▶ BRIEF
In the material below, find every line with "this" and pull it out.

▶ DATA BLOCK
......
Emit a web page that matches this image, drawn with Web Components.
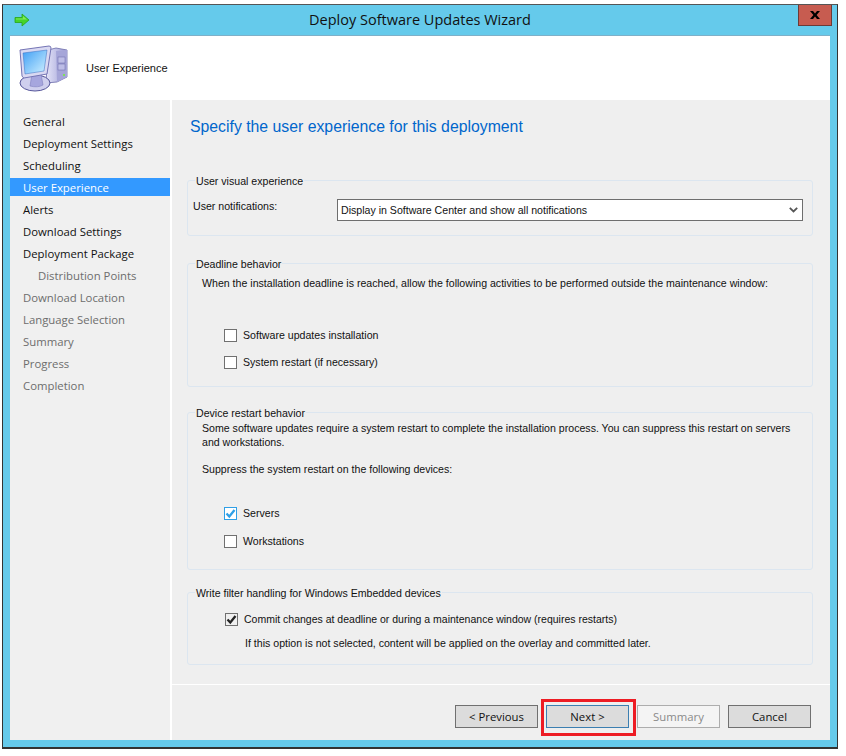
<!DOCTYPE html>
<html lang="en"><head><meta charset="utf-8"><title>Deploy Software Updates Wizard</title>
<style>
html,body{margin:0;padding:0;background:#fff;}
body{font:11.35px "Open Sans","Noto Sans",sans-serif;color:#111;width:846px;height:756px;overflow:hidden;}
</style></head><body>
<wizard-window>
  <wiz-title slot="title">Deploy Software Updates Wizard</wiz-title>
  <wiz-header slot="header">User Experience</wiz-header>
  <wiz-nav slot="nav">
    <nav-item>General</nav-item>
    <nav-item>Deployment Settings</nav-item>
    <nav-item>Scheduling</nav-item>
    <nav-item selected>User Experience</nav-item>
    <nav-item>Alerts</nav-item>
    <nav-item>Download Settings</nav-item>
    <nav-item>Deployment Package</nav-item>
    <nav-item disabled indent>Distribution Points</nav-item>
    <nav-item disabled>Download Location</nav-item>
    <nav-item disabled>Language Selection</nav-item>
    <nav-item disabled>Summary</nav-item>
    <nav-item disabled>Progress</nav-item>
    <nav-item disabled>Completion</nav-item>
  </wiz-nav>
  <wiz-page slot="page" heading="Specify the user experience for this deployment">
    <wiz-group legend="User visual experience" style="height:56px;margin-top:0">
      <wiz-field label="User notifications:" value="Display in Software Center and show all notifications"></wiz-field>
    </wiz-group>
    <wiz-group legend="Deadline behavior" style="height:124px;margin-top:27px">
      <wiz-text style="padding:12px 0 0 14px">When the installation deadline is reached, allow the following activities to be performed outside the maintenance window:</wiz-text>
      <wiz-check style="margin:38px 0 0 36px">Software updates installation</wiz-check>
      <wiz-check style="margin:13px 0 0 36px">System restart (if necessary)</wiz-check>
    </wiz-group>
    <wiz-group legend="Device restart behavior" style="height:158px;margin-top:25px">
      <wiz-text style="padding:8px 14px 0 14px">Some software updates require a system restart to complete the installation process. You can suppress this restart on servers and workstations.</wiz-text>
      <wiz-text style="padding:13px 0 0 14px">Suppress the system restart on the following devices:</wiz-text>
      <wiz-check state="blue" style="margin:30px 0 0 36px">Servers</wiz-check>
      <wiz-check style="margin:14px 0 0 36px">Workstations</wiz-check>
    </wiz-group>
    <wiz-group legend="Write filter handling for Windows Embedded devices" style="height:73px;margin-top:22px">
      <wiz-check state="dark" style="margin:19px 0 0 37px;font-size:10.5px">Commit changes at deadline or during a maintenance window (requires restarts)</wiz-check>
      <wiz-text style="padding:10px 0 0 57px">If this option is not selected, content will be applied on the overlay and committed later.</wiz-text>
    </wiz-group>
  </wiz-page>
  <wiz-footer slot="footer">
    <wiz-button>&lt; Previous</wiz-button>
    <wiz-button focused>Next &gt;</wiz-button>
    <wiz-button disabled>Summary</wiz-button>
    <wiz-button>Cancel</wiz-button>
  </wiz-footer>
</wizard-window>
<script>
const BODY='10.6px "Liberation Sans",Arial,sans-serif';
function def(name, css, html, extra){
  customElements.define(name, class extends HTMLElement{
    constructor(){super();const r=this.attachShadow({mode:'open'});
      r.innerHTML='<style>'+css+'</style>'+(typeof html==='function'?html(this):html);}
    connectedCallback(){ if(extra) extra(this,this.shadowRoot); }
  });
}
def('wizard-window',`
 :host{display:grid;box-sizing:border-box;margin:4px 0 0 2px;width:836px;height:745px;background:#65caeb;
   border:1px solid #333;border-bottom-width:2px;border-top-color:#555;
   grid-template-columns:160px 2px 658px;grid-template-rows:30px 65px 1fr;padding:0 7px 7px 7px;}
 .t{grid-column:1/4;}.h{grid-column:1/4;}
 .gap{background:#fff;}
 .right{display:flex;flex-direction:column;min-height:0;background:#efefef;}
`,`<div class="t"><slot name="title"></slot></div><div class="h"><slot name="header"></slot></div>
<slot name="nav"></slot><div class="gap"></div><div class="right"><slot name="page"></slot><slot name="footer"></slot></div>`);
def('wiz-title',`
 :host{display:flex;align-items:center;height:30px;position:relative;font-size:14.5px;color:#111;}
 .ic{margin-left:4px;width:16px;height:14px;display:block;flex:none}
 .txt{flex:1;text-align:center;padding-right:20px;margin-top:-1px}
 .x{position:absolute;right:-2px;top:0;width:32px;height:20px;background:#c75c50;border:1px solid #6d3a36;border-top:0;box-sizing:content-box;display:flex;align-items:center;justify-content:center;}
`,`<svg class="ic" viewBox="0 0 16 14"><path d="M1 4.5h7V1l7 6-7 6V9.5H1z" fill="#45d32a" stroke="#2aa516" stroke-width=".8"/><path d="M2 5.5h7V3l4 3.5H2z" fill="#7fea5c"/></svg><span class="txt"><slot></slot></span>
<div class="x"><svg width="10" height="8" viewBox="0 0 10 8"><path d="M0 0h3l2 2.4L7 0h3L6.6 4 10 8H7L5 5.6 3 8H0l3.4-4z" fill="#000"/></svg></div>`);
def('wiz-header',`
 :host{display:flex;align-items:center;height:65px;background:#fff;box-shadow:inset 0 1px 0 #7fb0c8;font:11.05px "Liberation Sans",Arial,sans-serif;}
 svg{margin-left:9px;width:50px;height:48px;flex:none;margin-top:1px}
 span{margin-left:17px;}
`,`<svg viewBox="0 0 50 48">
 <defs><linearGradient id="s" x1="0" y1="0" x2="1" y2="1"><stop offset="0" stop-color="#3f9ff5"/><stop offset="1" stop-color="#d2f2ff"/></linearGradient>
 <linearGradient id="c" x1="0" y1="0" x2="1" y2="0"><stop offset="0" stop-color="#e4e4f8"/><stop offset="1" stop-color="#9c9cd4"/></linearGradient></defs>
 <path d="M29 6l8-2 11 2v27l-10 5-11 1z" fill="url(#c)" stroke="#6a6aa8" stroke-width=".8"/>
 <path d="M37 7l11-1v27l-10 5z" fill="#a5a5d8"/>
 <rect x="39" y="13" width="7" height="6" fill="#bdbde6" stroke="#6a6aa8" stroke-width=".5"/><rect x="39" y="20" width="7" height="6" fill="#bdbde6" stroke="#6a6aa8" stroke-width=".5"/>
 <rect x="44" y="30" width="2" height="2" fill="#7fe05a"/>
 <ellipse cx="16" cy="39" rx="15" ry="8" fill="#cfcfee" stroke="#56569a"/>
 <path d="M13 30h9l2 11q-5 3-13 1z" fill="#a6a6de" stroke="#7f7fc0" stroke-width=".6"/>
 <path d="M1 6L30 2q2 0 2 2l-4 26-23 4q-1 0-2-2z" fill="#d9d9f2" stroke="#7575b5"/>
 <path d="M4 9l24-3-3 21-19 3z" fill="url(#s)" stroke="#3b6fc0" stroke-width=".5"/>
</svg><span><slot></slot></span>`);
def('wiz-nav',`:host{display:block;background:#f0f0f0;padding-top:12px;}`,`<slot></slot>`);
def('nav-item',`
 :host{display:flex;align-items:center;height:18px;margin-bottom:4px;padding-left:13px;color:#111;}
 :host([selected]){background:#3399ff;color:#fff;}
 :host([disabled]){color:#6d6d6d;}
 :host([indent]){padding-left:28px;}
`,`<slot></slot>`);
def('wiz-page',`
 :host{display:block;flex:1;padding:0 17px 0 15px;box-sizing:border-box;min-height:0;font:${BODY};}
 h1{margin:0;font:400 15.8px "Liberation Sans",Arial,sans-serif;color:#0066cc;padding:17px 0 0 3px;height:80px;box-sizing:border-box;line-height:20px}
`,`<h1></h1><slot></slot>`,(el,r)=>{r.querySelector('h1').textContent=el.getAttribute('heading');});
def('wiz-group',`
 :host{display:block;position:relative;box-sizing:border-box;border:1px solid #dce6f0;border-radius:3px;}
 .lg{position:absolute;left:7px;top:-7px;background:#efefef;padding:0 1px;line-height:14px;white-space:nowrap;}
`,`<span class="lg"></span><slot></slot>`,(el,r)=>{r.querySelector('.lg').textContent=el.getAttribute('legend');});
def('wiz-text',`:host{display:block;line-height:14px;}`,`<slot></slot>`);
def('wiz-field',`
 :host{display:flex;padding:0 9px 0 5px;box-sizing:border-box;}
 .l{width:144px;line-height:14px;margin-top:18px}
 .s{flex:1;height:22px;box-sizing:border-box;border:1px solid #6e6e6e;background:#fff;display:flex;align-items:center;justify-content:space-between;padding:0 4px 0 3px;margin-top:18px;}
`,`<span class="l"></span><div class="s"><span class="v"></span><svg width="9" height="6" viewBox="0 0 9 6"><path d="M.8.8L4.5 4.4 8.2.8" fill="none" stroke="#555" stroke-width="1.8"/></svg></div>`,
(el,r)=>{r.querySelector('.l').textContent=el.getAttribute('label');r.querySelector('.v').textContent=el.getAttribute('value');});
def('wiz-check',`
 :host{display:flex;align-items:center;gap:6px;height:14px;}
 .b{width:13px;height:13px;box-sizing:border-box;border:1px solid #707070;background:#fff;flex:none;display:flex;align-items:center;justify-content:center}
 :host([state=blue]) .b{border-color:#2f9fe6;}
 :host([state=dark]) .b{background:#efefef;}
 svg{display:none}
 :host([state]) svg{display:block}
 :host([state=blue]) path{stroke:#2f9fe6}
`,`<div class="b"><svg width="11" height="11" viewBox="0 0 11 11"><path d="M1.5 5.5L4.3 8.5 9.5 2" fill="none" stroke="#222" stroke-width="2.3"/></svg></div><span><slot></slot></span>`);
def('wiz-footer',`
 :host{display:flex;justify-content:flex-end;gap:8px;height:56px;box-sizing:border-box;border-top:1px solid #fff;padding:20px 19px 0 0;margin:0;position:relative;flex:none;}
 .mark{position:absolute;left:369px;top:14px;width:95px;height:37px;box-sizing:border-box;border:3px solid #ed1c24;pointer-events:none}
`,`<slot></slot><div class="mark"></div>`);
def('wiz-button',`
 :host{display:flex;align-items:center;justify-content:center;width:83px;height:23px;box-sizing:border-box;border:1px solid #707070;background:#dcdcdc;color:#111;}
 :host([focused]){border-color:#3c7fb1;}
 :host([disabled]){border-color:#adadad;background:#f4f4f4;color:#8a8a8a;}
`,`<slot></slot>`);
</script>
</body></html>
......
▶ RIGHT ANSWER
Emit a web page that matches this image, drawn with Web Components.
  <wiz-page slot="page" heading="Specify the user experience for this deployment">
      <wiz-text style="padding:8px 14px 0 14px">Some software updates require a system restart to complete the installation process. You can suppress this restart on servers and workstations.</wiz-text>
      <wiz-text style="padding:10px 0 0 57px">If this option is not selected, content will be applied on the overlay and committed later.</wiz-text>
    constructor(){super();const r=this.attachShadow({mode:'open'});
      r.innerHTML='<style>'+css+'</style>'+(typeof html==='function'?html(this):html);}
    connectedCallback(){ if(extra) extra(this,this.shadowRoot); }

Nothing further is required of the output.